What is asked » Please transcribe the data that follows without the pictures, keeping every word the same.
----------------------------------------
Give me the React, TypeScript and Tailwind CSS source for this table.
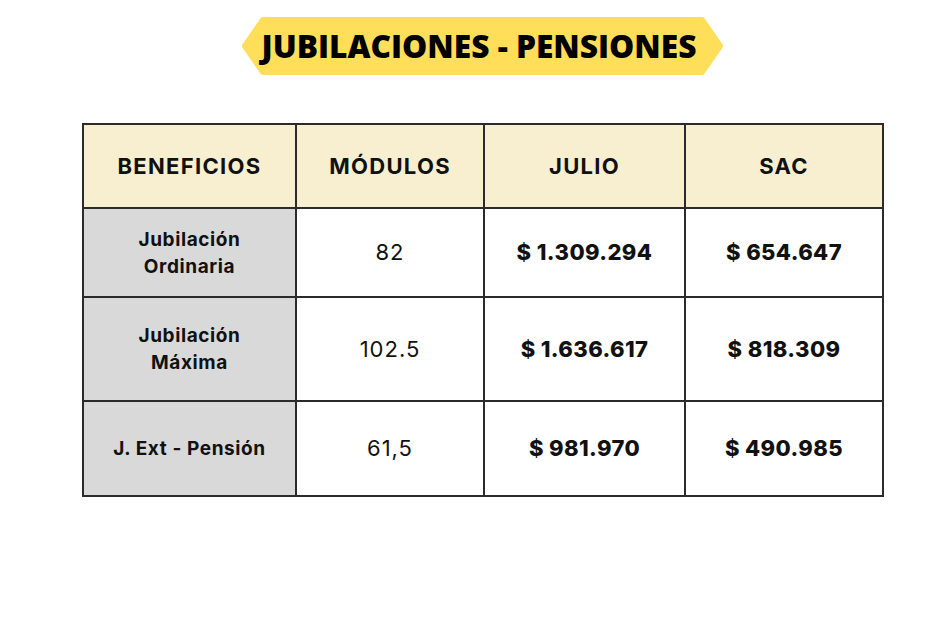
const rows = [
  { name: ['Jubilación', 'Ordinaria'], mod: '82', julio: '$ 1.309.294', sac: '$ 654.647', h: 'h-[89px]' },
  { name: ['Jubilación', 'Máxima'], mod: '102.5', julio: '$ 1.636.617', sac: '$ 818.309', h: 'h-[104px]' },
  { name: ['J. Ext - Pensión'], mod: '61,5', julio: '$ 981.970', sac: '$ 490.985', h: 'h-[95px]' },
]

function TitleBadge() {
  return (
    <div className="relative ml-[242px] mt-[17px] flex h-[58px] w-[481px] items-center justify-center">
      <svg className="absolute inset-0" width="481" height="58" viewBox="0 0 481 58">
        <polygon
          points="3,29 21,3 460,3 478,29 460,55 21,55"
          fill="#ffde59"
          stroke="#ffde59"
          strokeWidth="6"
          strokeLinejoin="round"
        />
      </svg>
      <h1 className="relative mr-[7px] text-[31.7px] font-extrabold text-black [font-family:'Open_Sans',sans-serif]">
        JUBILACIONES - PENSIONES
      </h1>
    </div>
  )
}

export default function App() {
  return (
    <div className="h-[630px] w-[950px] overflow-hidden bg-white [font-family:Inter,sans-serif] text-[#111]">
      <TitleBadge />
      <table className="ml-[82px] mt-[48px] w-[800px] table-fixed border-collapse border-2 border-[#2b2b2b]">
        <colgroup>
          <col className="w-[213px]" />
          <col className="w-[188px]" />
          <col className="w-[201px]" />
          <col className="w-[198px]" />
        </colgroup>
        <thead>
          <tr className="h-[84px] bg-[#f8efd0] text-[22px] font-extrabold tracking-[1.3px]">
            <th className="border-2 border-[#2b2b2b]">BENEFICIOS</th>
            <th className="border-2 border-[#2b2b2b]">MÓDULOS</th>
            <th className="border-2 border-[#2b2b2b]">JULIO</th>
            <th className="border-2 border-[#2b2b2b]">SAC</th>
          </tr>
        </thead>
        <tbody>
          {rows.map((r) => (
            <tr key={r.mod} className={r.h}>
              <td className="border-2 border-[#2b2b2b] bg-[#d9d9d9] text-center text-[19px] font-bold leading-[27px] tracking-[0.6px]">
                {r.name.map((n) => (
                  <div key={n}>{n}</div>
                ))}
              </td>
              <td className="border-2 border-[#2b2b2b] text-center text-[22px] tracking-[1px]">{r.mod}</td>
              <td className="border-2 border-[#2b2b2b] text-center text-[22px] font-extrabold tracking-[0.4px]">{r.julio}</td>
              <td className="border-2 border-[#2b2b2b] text-center text-[22px] font-extrabold tracking-[0.4px]">{r.sac}</td>
            </tr>
          ))}
        </tbody>
      </table>
    </div>
  )
}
----------------------------------------
Worked solution »
Give me the React, TypeScript and Tailwind CSS source for this table.
const rows = [
  { name: ['Jubilación', 'Ordinaria'], mod: '82', julio: '$ 1.309.294', sac: '$ 654.647', h: 'h-[89px]' },
  { name: ['Jubilación', 'Máxima'], mod: '102.5', julio: '$ 1.636.617', sac: '$ 818.309', h: 'h-[104px]' },
  { name: ['J. Ext - Pensión'], mod: '61,5', julio: '$ 981.970', sac: '$ 490.985', h: 'h-[95px]' },
]

function TitleBadge() {
  return (
    <div className="relative ml-[242px] mt-[17px] flex h-[58px] w-[481px] items-center justify-center">
      <svg className="absolute inset-0" width="481" height="58" viewBox="0 0 481 58">
        <polygon
          points="3,29 21,3 460,3 478,29 460,55 21,55"
          fill="#ffde59"
          stroke="#ffde59"
          strokeWidth="6"
          strokeLinejoin="round"
        />
      </svg>
      <h1 className="relative mr-[7px] text-[31.7px] font-extrabold text-black [font-family:'Open_Sans',sans-serif]">
        JUBILACIONES - PENSIONES
      </h1>
    </div>
  )
}

export default function App() {
  return (
    <div className="h-[630px] w-[950px] overflow-hidden bg-white [font-family:Inter,sans-serif] text-[#111]">
      <TitleBadge />
      <table className="ml-[82px] mt-[48px] w-[800px] table-fixed border-collapse border-2 border-[#2b2b2b]">
        <colgroup>
          <col className="w-[213px]" />
          <col className="w-[188px]" />
          <col className="w-[201px]" />
          <col className="w-[198px]" />
        </colgroup>
        <thead>
          <tr className="h-[84px] bg-[#f8efd0] text-[22px] font-extrabold tracking-[1.3px]">
            <th className="border-2 border-[#2b2b2b]">BENEFICIOS</th>
            <th className="border-2 border-[#2b2b2b]">MÓDULOS</th>
            <th className="border-2 border-[#2b2b2b]">JULIO</th>
            <th className="border-2 border-[#2b2b2b]">SAC</th>
          </tr>
        </thead>
        <tbody>
          {rows.map((r) => (
            <tr key={r.mod} className={r.h}>
              <td className="border-2 border-[#2b2b2b] bg-[#d9d9d9] text-center text-[19px] font-bold leading-[27px] tracking-[0.6px]">
                {r.name.map((n) => (
                  <div key={n}>{n}</div>
                ))}
              </td>
              <td className="border-2 border-[#2b2b2b] text-center text-[22px] tracking-[1px]">{r.mod}</td>
              <td className="border-2 border-[#2b2b2b] text-center text-[22px] font-extrabold tracking-[0.4px]">{r.julio}</td>
              <td className="border-2 border-[#2b2b2b] text-center text-[22px] font-extrabold tracking-[0.4px]">{r.sac}</td>
            </tr>
          ))}
        </tbody>
      </table>
    </div>
  )
}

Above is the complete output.